**EXERCISE:** Go through the listing and set it down exactly, leaving out its pictures.

**PROVIDED DATA:**
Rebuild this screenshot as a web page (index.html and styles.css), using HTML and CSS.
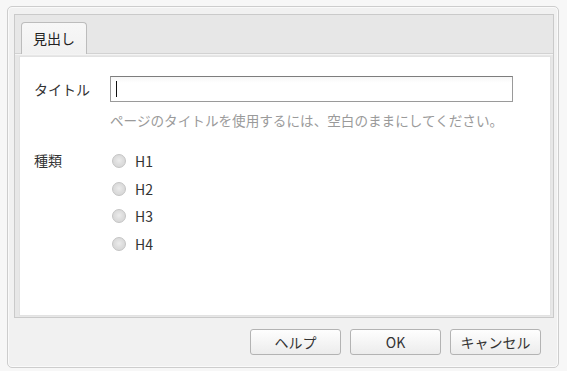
FILE: index.html
```html
<!DOCTYPE html>
<html lang="ja">
<head>
    <meta charset="UTF-8">
    <meta name="viewport" content="width=device-width, initial-scale=1.0">
    <title>見出し</title>
    <link rel="stylesheet" href="styles.css">
</head>
<body>
    <div class="dialog">
        <div class="panel">
            <div class="tabs">
                <div class="tab">見出し</div>
            </div>
            <div class="content">
                <div class="row">
                    <label class="label" for="title">タイトル</label>
                    <div class="field">
                        <div class="input-wrap">
                            <input id="title" class="text-input" type="text">
                        </div>
                        <p class="hint">ページのタイトルを使用するには、空白のままにしてください。</p>
                    </div>
                </div>
                <div class="row type-row">
                    <span class="label">種類</span>
                    <div class="field radios">
                        <label class="radio"><span class="dot"></span>H1</label>
                        <label class="radio"><span class="dot"></span>H2</label>
                        <label class="radio"><span class="dot"></span>H3</label>
                        <label class="radio"><span class="dot"></span>H4</label>
                    </div>
                </div>
            </div>
        </div>
        <div class="footer">
            <button class="btn">ヘルプ</button>
            <button class="btn">OK</button>
            <button class="btn">キャンセル</button>
        </div>
    </div>
</body>
</html>
```

FILE: styles.css
```css
* {
    margin: 0;
    padding: 0;
    box-sizing: border-box;
}

body {
    font-family: "Noto Sans CJK JP", "Noto Sans", sans-serif;
    font-size: 14px;
    color: #333;
    background: #f7f7f7;
    padding: 6px 0 0 7px;
}

.dialog {
    width: 552px;
    height: 362px;
    background: #f1f1f1;
    border: 1px solid #cdcdcd;
    border-radius: 5px;
    box-shadow: inset 0 0 0 1px #fafafa;
    padding: 7px 4px 0 6px;
}

.panel {
    height: 304px;
    border: 1px solid #cacaca;
    background: #e7e7e7;
    padding: 0 2px 1px 4px;
    display: flex;
    flex-direction: column;
}

.tabs {
    height: 39px;
    margin-left: -4px;
    margin-right: -2px;
    padding: 7px 0 0 6px;
    border-bottom: 1px solid #d2d2d2;
    box-shadow: 0 1px 0 #f4f4f4;
    margin-bottom: 2px;
    display: flex;
}

.tab {
    width: 66px;
    height: 32px;
    border: 1px solid #bcbcbc;
    border-bottom: none;
    border-radius: 4px 4px 0 0;
    background: linear-gradient(#f7f7f7, #f1f1f1);
    padding-left: 11px;
    line-height: 30px;
    font-size: 14px;
    color: #222;
}

.content {
    flex: 1;
    background: #fff;
    border: 1px solid #e2e2e2;
    padding: 19px 0 0 14px;
}

.row {
    display: flex;
}

.label {
    width: 76px;
    flex-shrink: 0;
    line-height: 26px;
    color: #333;
}

.input-wrap {
    position: relative;
    width: 403px;
}

.input-wrap::after {
    content: "";
    position: absolute;
    left: 6px;
    top: 5px;
    width: 1px;
    height: 16px;
    background: #111;
}

.text-input {
    display: block;
    width: 403px;
    height: 26px;
    border: 1px solid #9a9a9a;
    border-top-color: #7d7d7d;
    background: linear-gradient(#f6f6f6, #fff 6px);
    font: inherit;
    outline: none;
}

.hint {
    margin-top: 9px;
    font-size: 13.6px;
    line-height: 18px;
    color: #9a9a9a;
    white-space: nowrap;
}

.type-row {
    margin-top: 18px;
}

.type-row .label {
    line-height: 27.7px;
}

.radios {
    display: flex;
    flex-direction: column;
    padding-left: 2px;
}

.radio {
    display: flex;
    align-items: center;
    gap: 9px;
    height: 27.7px;
    color: #333;
}

.dot {
    width: 14px;
    height: 14px;
    border-radius: 50%;
    border: 1px solid #c4c4c4;
    background: radial-gradient(circle at 50% 45%, #ececec 0, #dedede 45%, #d3d3d3 100%);
}

.footer {
    display: flex;
    justify-content: flex-end;
    gap: 9px;
    padding: 11px 13px 0 0;
}

.btn {
    width: 91px;
    height: 26px;
    border: 1px solid #b3b3b3;
    border-radius: 3px;
    background: linear-gradient(#fefefe, #ececec);
    font: inherit;
    font-size: 14px;
    color: #333;
    cursor: pointer;
}
```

**OUTPUT BELOW:**
Rebuild this screenshot as a web page (index.html and styles.css), using HTML and CSS.
FILE: index.html
```html
<!DOCTYPE html>
<html lang="ja">
<head>
    <meta charset="UTF-8">
    <meta name="viewport" content="width=device-width, initial-scale=1.0">
    <title>見出し</title>
    <link rel="stylesheet" href="styles.css">
</head>
<body>
    <div class="dialog">
        <div class="panel">
            <div class="tabs">
                <div class="tab">見出し</div>
            </div>
            <div class="content">
                <div class="row">
                    <label class="label" for="title">タイトル</label>
                    <div class="field">
                        <div class="input-wrap">
                            <input id="title" class="text-input" type="text">
                        </div>
                        <p class="hint">ページのタイトルを使用するには、空白のままにしてください。</p>
                    </div>
                </div>
                <div class="row type-row">
                    <span class="label">種類</span>
                    <div class="field radios">
                        <label class="radio"><span class="dot"></span>H1</label>
                        <label class="radio"><span class="dot"></span>H2</label>
                        <label class="radio"><span class="dot"></span>H3</label>
                        <label class="radio"><span class="dot"></span>H4</label>
                    </div>
                </div>
            </div>
        </div>
        <div class="footer">
            <button class="btn">ヘルプ</button>
            <button class="btn">OK</button>
            <button class="btn">キャンセル</button>
        </div>
    </div>
</body>
</html>
```

FILE: styles.css
```css
* {
    margin: 0;
    padding: 0;
    box-sizing: border-box;
}

body {
    font-family: "Noto Sans CJK JP", "Noto Sans", sans-serif;
    font-size: 14px;
    color: #333;
    background: #f7f7f7;
    padding: 6px 0 0 7px;
}

.dialog {
    width: 552px;
    height: 362px;
    background: #f1f1f1;
    border: 1px solid #cdcdcd;
    border-radius: 5px;
    box-shadow: inset 0 0 0 1px #fafafa;
    padding: 7px 4px 0 6px;
}

.panel {
    height: 304px;
    border: 1px solid #cacaca;
    background: #e7e7e7;
    padding: 0 2px 1px 4px;
    display: flex;
    flex-direction: column;
}

.tabs {
    height: 39px;
    margin-left: -4px;
    margin-right: -2px;
    padding: 7px 0 0 6px;
    border-bottom: 1px solid #d2d2d2;
    box-shadow: 0 1px 0 #f4f4f4;
    margin-bottom: 2px;
    display: flex;
}

.tab {
    width: 66px;
    height: 32px;
    border: 1px solid #bcbcbc;
    border-bottom: none;
    border-radius: 4px 4px 0 0;
    background: linear-gradient(#f7f7f7, #f1f1f1);
    padding-left: 11px;
    line-height: 30px;
    font-size: 14px;
    color: #222;
}

.content {
    flex: 1;
    background: #fff;
    border: 1px solid #e2e2e2;
    padding: 19px 0 0 14px;
}

.row {
    display: flex;
}

.label {
    width: 76px;
    flex-shrink: 0;
    line-height: 26px;
    color: #333;
}

.input-wrap {
    position: relative;
    width: 403px;
}

.input-wrap::after {
    content: "";
    position: absolute;
    left: 6px;
    top: 5px;
    width: 1px;
    height: 16px;
    background: #111;
}

.text-input {
    display: block;
    width: 403px;
    height: 26px;
    border: 1px solid #9a9a9a;
    border-top-color: #7d7d7d;
    background: linear-gradient(#f6f6f6, #fff 6px);
    font: inherit;
    outline: none;
}

.hint {
    margin-top: 9px;
    font-size: 13.6px;
    line-height: 18px;
    color: #9a9a9a;
    white-space: nowrap;
}

.type-row {
    margin-top: 18px;
}

.type-row .label {
    line-height: 27.7px;
}

.radios {
    display: flex;
    flex-direction: column;
    padding-left: 2px;
}

.radio {
    display: flex;
    align-items: center;
    gap: 9px;
    height: 27.7px;
    color: #333;
}

.dot {
    width: 14px;
    height: 14px;
    border-radius: 50%;
    border: 1px solid #c4c4c4;
    background: radial-gradient(circle at 50% 45%, #ececec 0, #dedede 45%, #d3d3d3 100%);
}

.footer {
    display: flex;
    justify-content: flex-end;
    gap: 9px;
    padding: 11px 13px 0 0;
}

.btn {
    width: 91px;
    height: 26px;
    border: 1px solid #b3b3b3;
    border-radius: 3px;
    background: linear-gradient(#fefefe, #ececec);
    font: inherit;
    font-size: 14px;
    color: #333;
    cursor: pointer;
}
```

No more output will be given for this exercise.